The 9th U.S. Circuit Court of Appeals in San Francisco took away even that caveat and ruled the 1866 law means what it says and that victims only need to show race was “a factor” – not the factor – to get their day in court after firms didn’t do business with them.
Trump wants to limit Section 1981 again, and the Los Angeles Urban League, in a letter to Comcast’s CEO, says Trump wants to go even further and invalidate the whole section. It demands the CEO disavow his firm’s support for weakening or killing Section 1981.
In the October case, LGBTQ “members of AFL-CIO-affiliated unions…are entitled to” the 1964 Civil Rights Act’s “protections, either individually or through a collective bargaining agreement that expressly covers statutory discrimination claims,” federation counsel Matthew Ginsburg told the justices in the federation’s friend-of-the-court brief.
The Supreme Court, the federation reminded the justices, has long ruled firms guilty of sexual discrimination when they fire or discipline someone not only because of sex but because the worker apparently does not conform to “social or emotional traits” associated with a particular sex.
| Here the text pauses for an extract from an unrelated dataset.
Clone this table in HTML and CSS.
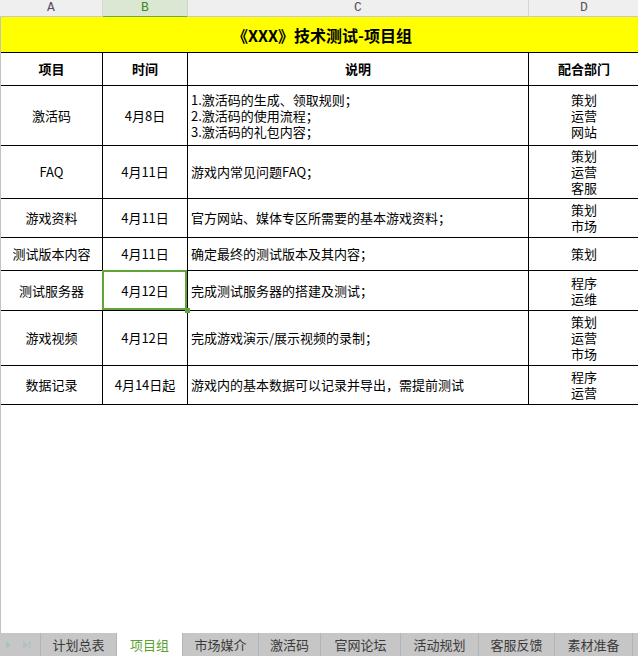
FILE: index.html
```html
<!DOCTYPE html>
<html lang="zh">
<head>
<meta charset="utf-8">
<title>《XXX》技术测试-项目组</title>
<link rel="stylesheet" href="styles.css">
</head>
<body>
<div class="sheet">
  <div class="colheads">
    <div class="colhead">A</div>
    <div class="colhead sel">B</div>
    <div class="colhead">C</div>
    <div class="colhead last">D</div>
  </div>
  <div class="grid-area">
    <div class="grid">
      <div class="cell title">《XXX》技术测试-项目组</div>

      <div class="cell head">项目</div>
      <div class="cell head">时间</div>
      <div class="cell head">说明</div>
      <div class="cell head last">配合部门</div>

      <div class="cell c">激活码</div>
      <div class="cell c">4月8日</div>
      <div class="cell l">1.激活码的生成、领取规则；<br>2.激活码的使用流程；<br>3.激活码的礼包内容；</div>
      <div class="cell c last">策划<br>运营<br>网站</div>

      <div class="cell c">FAQ</div>
      <div class="cell c">4月11日</div>
      <div class="cell l">游戏内常见问题FAQ；</div>
      <div class="cell c last">策划<br>运营<br>客服</div>

      <div class="cell c">游戏资料</div>
      <div class="cell c">4月11日</div>
      <div class="cell l">官方网站、媒体专区所需要的基本游戏资料；</div>
      <div class="cell c last">策划<br>市场</div>

      <div class="cell c">测试版本内容</div>
      <div class="cell c">4月11日</div>
      <div class="cell l">确定最终的测试版本及其内容；</div>
      <div class="cell c last">策划</div>

      <div class="cell c rowsel">测试服务器</div>
      <div class="cell c active">4月12日</div>
      <div class="cell l">完成测试服务器的搭建及测试；</div>
      <div class="cell c last">程序<br>运维</div>

      <div class="cell c">游戏视频</div>
      <div class="cell c">4月12日</div>
      <div class="cell l">完成游戏演示/展示视频的录制；</div>
      <div class="cell c last">策划<br>运营<br>市场</div>

      <div class="cell c">数据记录</div>
      <div class="cell c">4月14日起</div>
      <div class="cell l">游戏内的基本数据可以记录并导出，需提前测试</div>
      <div class="cell c last">程序<br>运营</div>
    </div>
  </div>
  <div class="tabbar">
    <div class="nav">
      <svg width="10" height="10" viewBox="0 0 10 10"><path d="M2 1 L7 5 L2 9 Z" fill="#a9c2c4"/></svg>
      <svg width="12" height="10" viewBox="0 0 12 10"><path d="M2 1 L7 5 L2 9 Z" fill="#a9c2c4"/><rect x="8" y="1" width="1.5" height="8" fill="#a9c2c4"/></svg>
    </div>
    <div class="tab w76">计划总表</div>
    <div class="tab active w66">项目组</div>
    <div class="tab w76">市场媒介</div>
    <div class="tab w62">激活码</div>
    <div class="tab w80">官网论坛</div>
    <div class="tab w78">活动规划</div>
    <div class="tab w76">客服反馈</div>
    <div class="tab w78">素材准备</div>
  </div>
</div>
</body>
</html>
```

FILE: styles.css
```css
* { box-sizing: border-box; }
html, body { margin: 0; padding: 0; background: #fff; }
body {
  width: 638px;
  height: 656px;
  overflow: hidden;
  font-family: "Noto Sans CJK SC", "Noto Sans", sans-serif;
  font-size: 13px;
  color: #000;
}
.sheet {
  display: flex;
  flex-direction: column;
  height: 656px;
  width: 638px;
  overflow: hidden;
}
.colheads {
  display: grid;
  grid-template-columns: 103px 85px 341px 110px;
  height: 17px;
  background: #efefef;
  border-bottom: 1px solid #c9c9c9;
  flex: none;
}
.colhead {
  font-family: "Liberation Mono", "DejaVu Sans Mono", monospace;
  font-size: 13px;
  color: #5e4e5e;
  text-align: center;
  line-height: 16px;
  border-right: 1px solid #d6d6d6;
}
.colhead.sel {
  background: #d9e7d3;
  color: #3a8a1e;
  border-bottom: 2px solid #6aaa45;
  line-height: 16px;
  border-right-color: #c8d6c2;
}
.colhead.last { border-right: none; }

.grid-area {
  flex: 1;
  border-left: 1px solid #c2c2c2;
  overflow: hidden;
}
.grid {
  display: grid;
  grid-template-columns: 102px 85px 341px 110px;
  grid-template-rows: 36px 33px 60px 53px 39px 33px 40px 55px 39px;
}
.cell {
  border-right: 1px solid #000;
  border-bottom: 1px solid #000;
  display: flex;
  align-items: center;
  line-height: 16px;
  position: relative;
}
.cell.last { border-right: none; }
.cell.c { justify-content: center; text-align: center; }
.cell.l { padding-left: 3px; text-align: left; }
.cell.head { justify-content: center; font-weight: bold; }
.cell.title {
  grid-column: 1 / 5;
  background: #ffff00;
  justify-content: center;
  font-weight: bold;
  font-size: 16px;
  border-right: none;
  padding-left: 4px;
}
.cell.rowsel::before {
  content: "";
  position: absolute;
  left: -1px;
  top: 0;
  bottom: 0;
  width: 1px;
  background: #6aaa45;
}
.cell.active::after {
  content: "";
  position: absolute;
  left: -1px;
  top: -1px;
  right: 0;
  bottom: 0;
  border: 2px solid #62a43a;
}
.cell.active::before {
  content: "";
  position: absolute;
  right: -3px;
  bottom: -3px;
  width: 5px;
  height: 5px;
  background: #62a43a;
  z-index: 2;
}

.tabbar {
  flex: none;
  height: 23px;
  display: flex;
  background: #c6c6c6;
  font-size: 13px;
  color: #3a3a3a;
}
.nav {
  width: 41px;
  display: flex;
  align-items: center;
  gap: 7px;
  padding-left: 4px;
  border-right: 1px solid #b4b4b4;
}
.tab {
  display: flex;
  align-items: center;
  justify-content: center;
  border-right: 1px solid #b4b4b4;
  line-height: 23px;
}
.tab.active {
  background: #ffffff;
  color: #5ba02e;
}
.w62 { width: 62px; }
.w66 { width: 66px; }
.w76 { width: 76px; }
.w78 { width: 78px; }
.w80 { width: 80px; }
```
In other words, when the worker doesn’t fit the boss’s stereotype.
“When an employer makes a decision based on an employee’s non-conformance” with the stereotypes, that’s discriminating based on sex, the labor federation says.
SEIU, the Teamsters and JWJ make the point that not only does the 1964 law ban job discrimination based on sex, but that bosses “in male-dominated professions” often break the law against women “through assertions about women’s gender orientation and sexual identity.”
“The specific experiences of women” in those majority-male professions “demonstrate the impossibility of separating sex-based discrimination from discrimination based on sexual orientation or gender identity,” SEIU, the Teamsters and JWJ add.
The 1964 Civil Rights Act’s “plain text prohibits adverse employment action where the outcome would change with – because of – the employee’s sex,” the National Education Association and the American Federation of Teachers add in their brief. “Adverse action,” like firing, “because of gender status or sexual orientation” meets that standard for a ban, they say.
But the lawyers for the NEA, the AFT, the AFL-CIO, the SEIU, Jobs With Justice and the Teamsters won’t be in the courtroom telling the justices about their stands on Oct. 8. They did so in friend-of-the-court briefs. Trump Solicitor General Neal Francisco will speak to the court – and his brief says employment discrimination against LGBTQ people is OK.
“’Sex’ does not mean ‘sexual orientation,’” Francisco’s brief to the court on behalf of Trump, says. “Discrimination because of sexual orientation does not involve treating members of one sex less favorably than similarly situated members of the other.” And “discrimination because of sexual orientation does not constitute improper discrimination based on sex stereotyping,” the Trump Justice Department’s brief declares.
The Los Angeles Urban League blew the whistle on the second case, involving Section 1981 of the 1866 Civil Rights Act. The justices will tackle that issue on Nov. 13.
In a full-page ad in the Washington Post, L.A. Urban League President Michael Lawson told Comcast’s CEO the firm should not be trying to eviscerate Section 1981. That, Lawson says, is what both Comcast, which discriminated against the black-owned film company, and Trump urge.
The justices must “protect the rights of blacks and all Americans to do business without the vile presence of racism,” Lawson said. “Racism has no place in any contract negotiation. Once racism is present, it taints the entire negotiation and that taint cannot be cleansed by other supposed explanations.”
Comcast, Trump, and their allies, are trying “to gut the Civil Rights Act of 1866, specifically Section 1981, which prohibits discrimination on the basis of race, color, and ethnicity when making and enforcing contracts,” Lawson said.
Comcast turned down a contract with Entertainment Studios, owned by Byron Allen, “based, at least in part, on the fact that Entertainment Studios is owned by an African- American,” Lawson said.
Allen is suing Comcast, citing Section 1981’s ban on discrimination in contracts. Comcast says it turned down Allen for legitimate programming reasons, including its customers’ demand for more sports programming.
“Comcast and the Department of Justice have asked the Supreme Court to condone the inclusion of racism as a legitimate basis for refusing to enter into a contract with an African-American so long as it is not the ‘only reason’ (his emphasis). We cannot condone Comcast’s attempt to eviscerate this important civil rights statute in order to legitimize their refusal to enter into a contract with Mr. Allen,” Lawson said.
If Comcast doesn’t reverse course, Lawson said, the L.A. Urban League may have no choice but to tell the rest of the country about it and urge a boycott of Comcast.
Trump’s Justice Department sided with Comcast, against Allen and his claim.
“The text of Section 1981 guarantees all persons have the same right to certain outcomes, including the right to make contracts,” Trump’s Justice Department says. “Because ‘making’ a contract means entering into a contract, a person does not enjoy ‘the same right’ guaranteed by Section 1981 if race prevents her from entering into a contract that a similarly situated white person would have entered. And the inverse is also true.”